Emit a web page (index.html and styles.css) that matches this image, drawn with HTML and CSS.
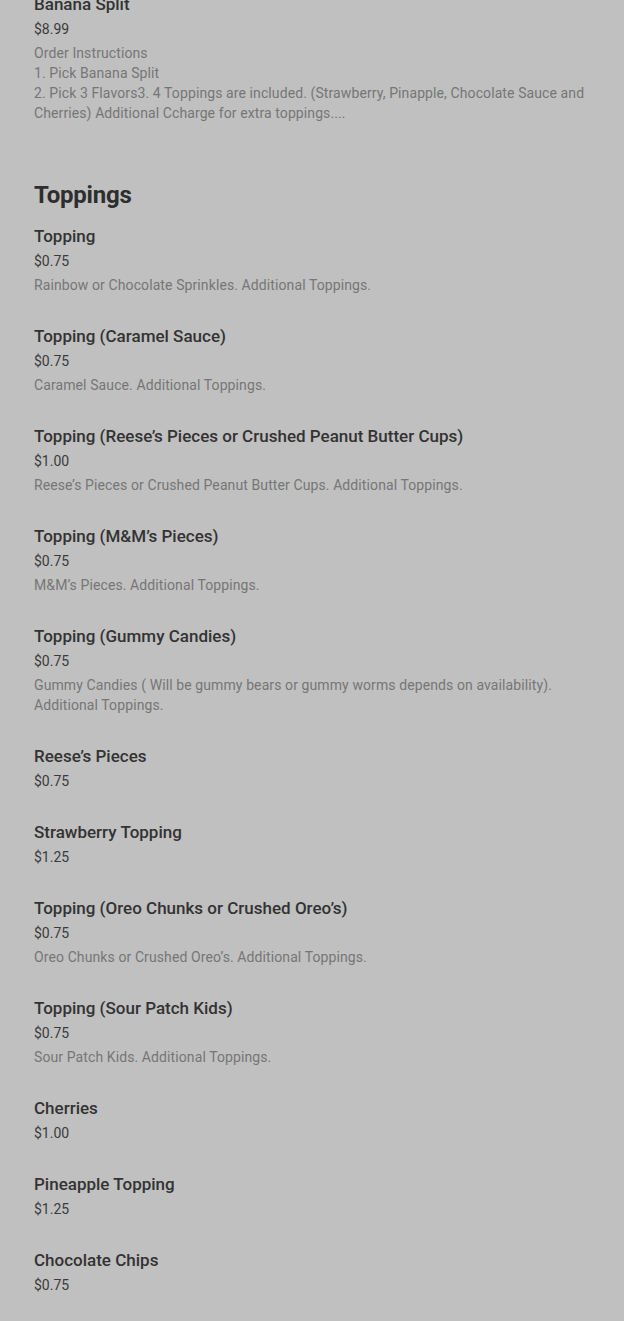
FILE: index.html
```html
<!DOCTYPE html>
<html lang="en">
<head>
<meta charset="utf-8">
<title>Menu</title>
<link rel="stylesheet" href="styles.css">
</head>
<body>
<main class="menu">
  <section class="section">
    <article class="item">
      <h3 class="item-title">Banana Split</h3>
      <div class="item-price">$8.99</div>
      <p class="item-desc">Order Instructions<br>1. Pick Banana Split<br>2. Pick 3 Flavors3. 4 Toppings are included. (Strawberry, Pinapple, Chocolate Sauce and Cherries) Additional Ccharge for extra toppings....</p>
    </article>
  </section>
  <section class="section">
    <h2 class="section-title">Toppings</h2>
    <div class="items">
      <article class="item">
        <h3 class="item-title">Topping</h3>
        <div class="item-price">$0.75</div>
        <p class="item-desc">Rainbow or Chocolate Sprinkles. Additional Toppings.</p>
      </article>
      <article class="item">
        <h3 class="item-title">Topping (Caramel Sauce)</h3>
        <div class="item-price">$0.75</div>
        <p class="item-desc">Caramel Sauce. Additional Toppings.</p>
      </article>
      <article class="item">
        <h3 class="item-title">Topping (Reese’s Pieces or Crushed Peanut Butter Cups)</h3>
        <div class="item-price">$1.00</div>
        <p class="item-desc">Reese’s Pieces or Crushed Peanut Butter Cups. Additional Toppings.</p>
      </article>
      <article class="item">
        <h3 class="item-title">Topping (M&amp;M’s Pieces)</h3>
        <div class="item-price">$0.75</div>
        <p class="item-desc">M&amp;M’s Pieces. Additional Toppings.</p>
      </article>
      <article class="item">
        <h3 class="item-title">Topping (Gummy Candies)</h3>
        <div class="item-price">$0.75</div>
        <p class="item-desc">Gummy Candies ( Will be gummy bears or gummy worms depends on availability). Additional Toppings.</p>
      </article>
      <article class="item">
        <h3 class="item-title">Reese’s Pieces</h3>
        <div class="item-price">$0.75</div>
      </article>
      <article class="item">
        <h3 class="item-title">Strawberry Topping</h3>
        <div class="item-price">$1.25</div>
      </article>
      <article class="item">
        <h3 class="item-title">Topping (Oreo Chunks or Crushed Oreo’s)</h3>
        <div class="item-price">$0.75</div>
        <p class="item-desc">Oreo Chunks or Crushed Oreo’s. Additional Toppings.</p>
      </article>
      <article class="item">
        <h3 class="item-title">Topping (Sour Patch Kids)</h3>
        <div class="item-price">$0.75</div>
        <p class="item-desc">Sour Patch Kids. Additional Toppings.</p>
      </article>
      <article class="item">
        <h3 class="item-title">Cherries</h3>
        <div class="item-price">$1.00</div>
      </article>
      <article class="item">
        <h3 class="item-title">Pineapple Topping</h3>
        <div class="item-price">$1.25</div>
      </article>
      <article class="item">
        <h3 class="item-title">Chocolate Chips</h3>
        <div class="item-price">$0.75</div>
      </article>
    </div>
  </section>
</main>
</body>
</html>
```
FILE: styles.css
```css
html, body {
  margin: 0;
  padding: 0;
  background: #c0c0c0;
}
body {
  font-family: Roboto, "Noto Sans", sans-serif;
  color: #2f2f2f;
  overflow: hidden;
}
.menu {
  margin-top: -8px;
  padding: 0 34px;
  display: flex;
  flex-direction: column;
  gap: 56px;
}
.section-title {
  margin: 0 0 13px;
  font-size: 24px;
  line-height: 32px;
  font-weight: 700;
  color: #2e2e2e;
  letter-spacing: -0.2px;
}
.items {
  display: flex;
  flex-direction: column;
  gap: 29px;
}
.item-title {
  margin: 0;
  font-size: 17px;
  line-height: 24px;
  font-weight: 500;
  color: #333333;
}
.item-price {
  margin-top: 3px;
  font-size: 14px;
  line-height: 20px;
  color: #3b3b3b;
}
.item-desc {
  margin: 4px 0 0;
  font-size: 14px;
  line-height: 20px;
  letter-spacing: 0.1px;
  color: #767676;
}
```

---------------

Give the data again exactly as written, with all pictures left out.

Emit a web page (index.html and styles.css) that matches this image, drawn with HTML and CSS.
FILE: index.html
```html
<!DOCTYPE html>
<html lang="en">
<head>
<meta charset="utf-8">
<title>Menu</title>
<link rel="stylesheet" href="styles.css">
</head>
<body>
<main class="menu">
  <section class="section">
    <article class="item">
      <h3 class="item-title">Banana Split</h3>
      <div class="item-price">$8.99</div>
      <p class="item-desc">Order Instructions<br>1. Pick Banana Split<br>2. Pick 3 Flavors3. 4 Toppings are included. (Strawberry, Pinapple, Chocolate Sauce and Cherries) Additional Ccharge for extra toppings....</p>
    </article>
  </section>
  <section class="section">
    <h2 class="section-title">Toppings</h2>
    <div class="items">
      <article class="item">
        <h3 class="item-title">Topping</h3>
        <div class="item-price">$0.75</div>
        <p class="item-desc">Rainbow or Chocolate Sprinkles. Additional Toppings.</p>
      </article>
      <article class="item">
        <h3 class="item-title">Topping (Caramel Sauce)</h3>
        <div class="item-price">$0.75</div>
        <p class="item-desc">Caramel Sauce. Additional Toppings.</p>
      </article>
      <article class="item">
        <h3 class="item-title">Topping (Reese’s Pieces or Crushed Peanut Butter Cups)</h3>
        <div class="item-price">$1.00</div>
        <p class="item-desc">Reese’s Pieces or Crushed Peanut Butter Cups. Additional Toppings.</p>
      </article>
      <article class="item">
        <h3 class="item-title">Topping (M&amp;M’s Pieces)</h3>
        <div class="item-price">$0.75</div>
        <p class="item-desc">M&amp;M’s Pieces. Additional Toppings.</p>
      </article>
      <article class="item">
        <h3 class="item-title">Topping (Gummy Candies)</h3>
        <div class="item-price">$0.75</div>
        <p class="item-desc">Gummy Candies ( Will be gummy bears or gummy worms depends on availability). Additional Toppings.</p>
      </article>
      <article class="item">
        <h3 class="item-title">Reese’s Pieces</h3>
        <div class="item-price">$0.75</div>
      </article>
      <article class="item">
        <h3 class="item-title">Strawberry Topping</h3>
        <div class="item-price">$1.25</div>
      </article>
      <article class="item">
        <h3 class="item-title">Topping (Oreo Chunks or Crushed Oreo’s)</h3>
        <div class="item-price">$0.75</div>
        <p class="item-desc">Oreo Chunks or Crushed Oreo’s. Additional Toppings.</p>
      </article>
      <article class="item">
        <h3 class="item-title">Topping (Sour Patch Kids)</h3>
        <div class="item-price">$0.75</div>
        <p class="item-desc">Sour Patch Kids. Additional Toppings.</p>
      </article>
      <article class="item">
        <h3 class="item-title">Cherries</h3>
        <div class="item-price">$1.00</div>
      </article>
      <article class="item">
        <h3 class="item-title">Pineapple Topping</h3>
        <div class="item-price">$1.25</div>
      </article>
      <article class="item">
        <h3 class="item-title">Chocolate Chips</h3>
        <div class="item-price">$0.75</div>
      </article>
    </div>
  </section>
</main>
</body>
</html>
```
FILE: styles.css
```css
html, body {
  margin: 0;
  padding: 0;
  background: #c0c0c0;
}
body {
  font-family: Roboto, "Noto Sans", sans-serif;
  color: #2f2f2f;
  overflow: hidden;
}
.menu {
  margin-top: -8px;
  padding: 0 34px;
  display: flex;
  flex-direction: column;
  gap: 56px;
}
.section-title {
  margin: 0 0 13px;
  font-size: 24px;
  line-height: 32px;
  font-weight: 700;
  color: #2e2e2e;
  letter-spacing: -0.2px;
}
.items {
  display: flex;
  flex-direction: column;
  gap: 29px;
}
.item-title {
  margin: 0;
  font-size: 17px;
  line-height: 24px;
  font-weight: 500;
  color: #333333;
}
.item-price {
  margin-top: 3px;
  font-size: 14px;
  line-height: 20px;
  color: #3b3b3b;
}
.item-desc {
  margin: 4px 0 0;
  font-size: 14px;
  line-height: 20px;
  letter-spacing: 0.1px;
  color: #767676;
}
```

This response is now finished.